Now that the smoke has cleared and the winners have been announced at the 83rd Academy Awards, I would like to offer a few thoughts on the ceremony. Let’s begin with the most obvious: that’s it?!
The Oscars came and went almost without incident this year, save for an early F-bomb from The Fighter winner Melissa Leo. She was perhaps the evening’s most enthusiastic and entertaining winner, and she took the stage about 20 minutes into the show. Before and after her it was dull montages interspersed with predictable winners.
The King’s Speech took home most of the night’s big awards, including its biggest. Out of 10 nominees, all more worthy than it, the story of the stuttering king walked home with Best Picture. When you look at the ceremony and its desperate attempts to appeal to the youth and then look at the big winner and its stuffy British trappings, it’s mind-boggling.

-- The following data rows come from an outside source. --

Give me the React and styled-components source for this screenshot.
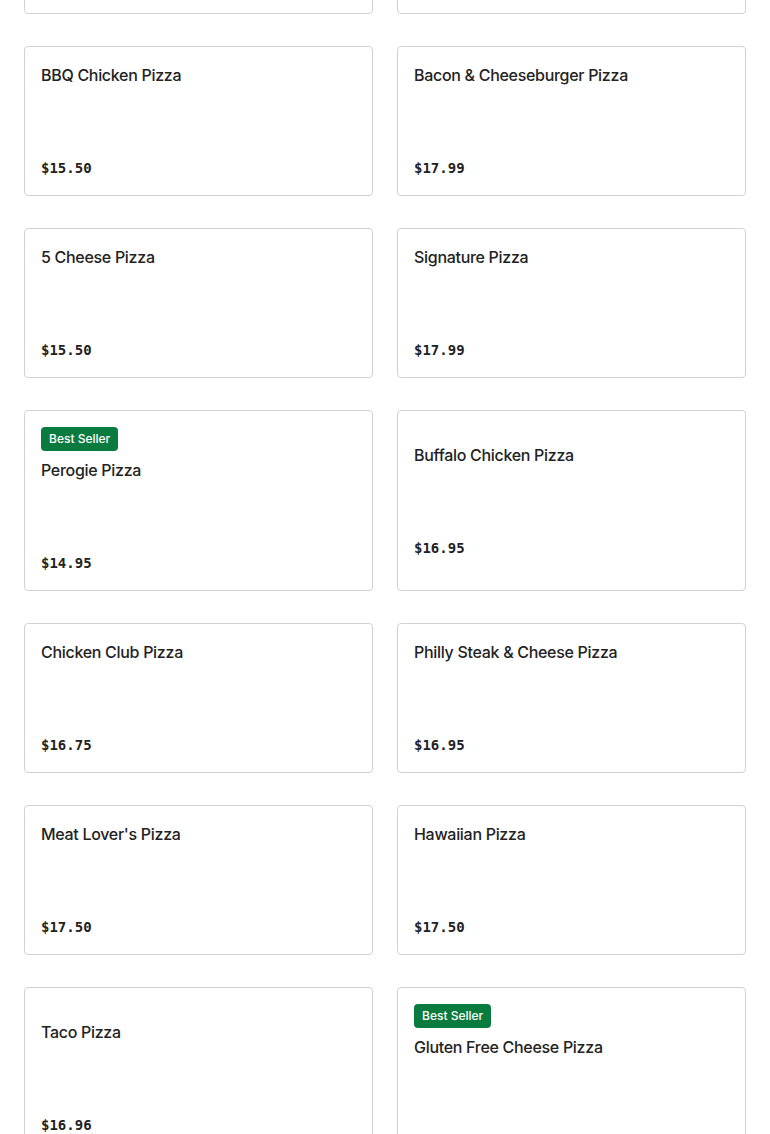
import React from 'react';
import styled, { createGlobalStyle } from 'styled-components';

const GlobalStyle = createGlobalStyle`
  body {
    margin: 0;
    background: #fff;
    font-family: Inter, "Noto Sans", sans-serif;
    color: #1f1f1f;
  }
`;

// the screenshot is scrolled part-way down the menu
const MenuGrid = styled.ul`
  list-style: none;
  margin: -136px 0 0;
  padding: 0 24px 24px;
  display: grid;
  grid-template-columns: 1fr 1fr;
  column-gap: 24px;
  row-gap: 32px;
`;

const Card = styled.li`
  display: flex;
  flex-direction: column;
  justify-content: center;
  padding: 16px;
  border: 1px solid #d2d2d2;
  border-radius: 4px;
  background: #fff;
`;

const Badge = styled.span`
  align-self: flex-start;
  height: 24px;
  line-height: 24px;
  padding: 0 8px;
  margin-bottom: 7px;
  border-radius: 4px;
  background: #0a7b3e;
  color: #fff;
  font-size: 12px;
  font-weight: 500;
`;

const Title = styled.h3`
  margin: 0;
  font-size: 16px;
  line-height: 24px;
  font-weight: 500;
  letter-spacing: -0.3px;
  color: #222;
`;

const Price = styled.span`
  margin-top: 70px;
  font-family: "DejaVu Sans Mono", "Liberation Mono", monospace;
  font-size: 14px;
  line-height: 22px;
  font-weight: 700;
  color: #222;
`;

const items = [
  { name: 'Pepperoni Pizza', price: '$14.50' },
  { name: 'Deluxe Pizza', price: '$17.50' },
  { name: 'BBQ Chicken Pizza', price: '$15.50' },
  { name: 'Bacon & Cheeseburger Pizza', price: '$17.99' },
  { name: '5 Cheese Pizza', price: '$15.50' },
  { name: 'Signature Pizza', price: '$17.99' },
  { name: 'Perogie Pizza', price: '$14.95', best: true },
  { name: 'Buffalo Chicken Pizza', price: '$16.95' },
  { name: 'Chicken Club Pizza', price: '$16.75' },
  { name: 'Philly Steak & Cheese Pizza', price: '$16.95' },
  { name: "Meat Lover's Pizza", price: '$17.50' },
  { name: 'Hawaiian Pizza', price: '$17.50' },
  { name: 'Taco Pizza', price: '$16.96' },
  { name: 'Gluten Free Cheese Pizza', price: '$15.99', best: true },
];

const App = () => (
  <>
    <GlobalStyle />
    <MenuGrid>
      {items.map(item => (
        <Card key={item.name}>
          {item.best && <Badge>Best Seller</Badge>}
          <Title>{item.name}</Title>
          <Price>{item.price}</Price>
        </Card>
      ))}
    </MenuGrid>
  </>
);

export default App;
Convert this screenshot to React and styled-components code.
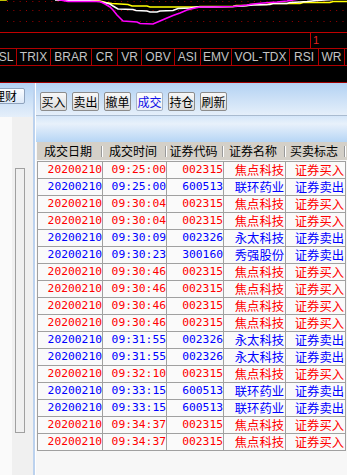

The Academy voters and the ones who put on the awards are trapped in an ever-spiriling paradox. Over the past couple of years, it has been out with the old, in with the dull. If the awards given out have been for fresher, more unique visions (The Hurt Locker last year), then the ceremony has struggled to keep up. Last year’s hosts, Steve Martin and Alec Baldwin, are both veterans of the industry and impeccable showmen. And they’re old.
Aside from an entertaining opening bit showing hosts James Franco and Anne Hathaway venturing through the year’s nominated films Inception-style, they were nowhere near experienced enough to host. They are the future of the acting front, and both are tremendous in that department. However, Franco seemed largely absent on stage and Hathaway seemed drunk and wasn’t shy about pointing it out.
If the Oscars really wanted to appeal to a youth audience, they should’ve gone all the way. Cast Justin Bieber as the host, throw in a Career Achievement Oscar for Kristen Stewart, and broadcast the entire thing from the Jersey Shore. In other words, turn it into the MTV Movie Awards.
This is supposed to be the most prestigious honor in the industry, and by desperately appealing to a younger audience and then voting for the stuffy period drama to win all the big awards it has made a full mockery of it. Was it the worst Oscar ceremony in history? No, but it wasn’t new and exciting either unless you enjoy male stars in drag for comedic effect. If that’s the case, I point you to the 1959 comedy classic Some Like It Hot.